Sony VAIO VGN-TZ12VN/X review
Some interesting technology, married with superb performance - and a huge price tag.
If the TZ12 looks familiar, that's because it's the spitting image of the TZ11 (web ID: 117830), which graced these pages just two months ago. We can't complain, as this version is as desirable as the original, but Sony has made a major change under the covers. Gone is the 100GB hard disk of the TZ11, replaced by a 32GB Samsung solid-state disk (SSD) - one of the very first laptops to contain what some consider the death knell for mechanical hard disks.
We're yet to be convinced by that, but SSD does have a number of advantages over mechanical disks, which, for all their tried-and-tested years, still rely on precision moving parts. As they're prone to physical stress, extra layers such as head-parking software (as used by the Toshiba R500, opposite) become necessary, and a single, heavy blow can render the whole disk extinct. Also, seek times are higher because of the need to get a physical head to a specific place on a disk. And, in a product where battery life is the name of the game, SSDs take up significantly less power than their spinning equivalents.
But the proof of the pudding is, as they say, in the benchmarks. The TZ12 produced superb results in our battery tests. The TZ11 set a high bar with a staggering light-use run of 7hrs 17mins. As this test makes minimal use of the hard disk, it seemed unwise to expect great things, but the TZ12 still managed to beat its predecessor by 37 minutes, bringing it to within touching distance of the holy grail of eight hours - the working day. That also beats Sony's own seven-hour estimate. And our intensive-use test showed the clear power-saving advantages of the SSD: where the TZ11 ran to 3hrs 7mins, the TZ12 ran a whole hour more - an incredible 4hrs 19mins, flat out.
The SSD does come at a cost, though, and we don't just mean the TZ12's whopping price tag. SSDs are only just past the point of being prohibitively expensive, and price and capacity is still some way off the sweet spot. As it is, the TZ12 comes with 32GB of storage, which, once formatted, equates to merely 23GB of usable space (there's also a hidden 7.45GB recovery partition). Into this rather cramped space, you need to get Windows, plus your documents and any applications you need. So although the TZ12 might be perfect for entertainment on long flights, you can forget about keeping films on there for very long, or even a decent-sized music collection. Luckily, the built-in DVD writer is on hand.
Sony has also made a few smaller changes to the TZ12. The processor has been upgraded from a 1.06GHz Intel Core 2 Duo U7500 to a 1.2GHz U7600, which accounts for the improvement in its application benchmark score from 0.57 to 0.59 for the TZ12. The RAM is unchanged at 2GB, which is a healthy amount even for Vista.
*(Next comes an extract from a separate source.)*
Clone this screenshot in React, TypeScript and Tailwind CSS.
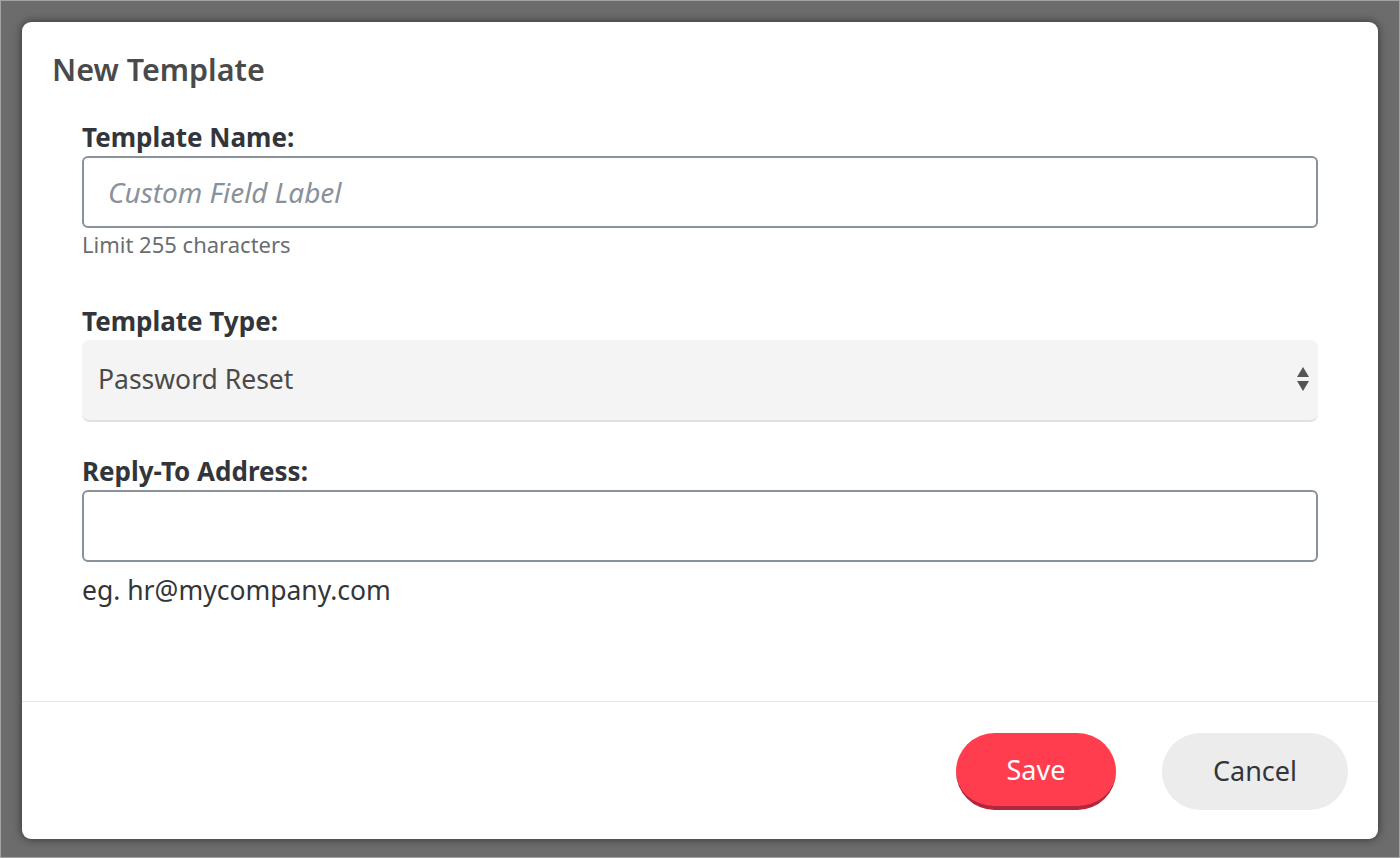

The screen is also unchanged, being the same 1,366 x 768 glossy panel of the TZ11. And we remain as unconvinced by it - for all its shiny attractiveness, the glossy finish is highly reflective, and fluorescent office lights are a particular problem. Images are at least punchy thanks to the apparent boost in contrast, but we do ultimately prefer the matte-finish panel Toshiba plumps for on the R500.
And, of course, the TZ12 still looks incredible. When closed, it's just 30mm thick, with the TFT being remarkably slender at 4mm. The flush keyboard is solid and surprisingly comfortable to type on, and neat touches abound. A fingerprint reader sits between the mouse buttons, and a range of chrome-effect media buttons sit along the front edge, with a pair of media card slots occupying the other side.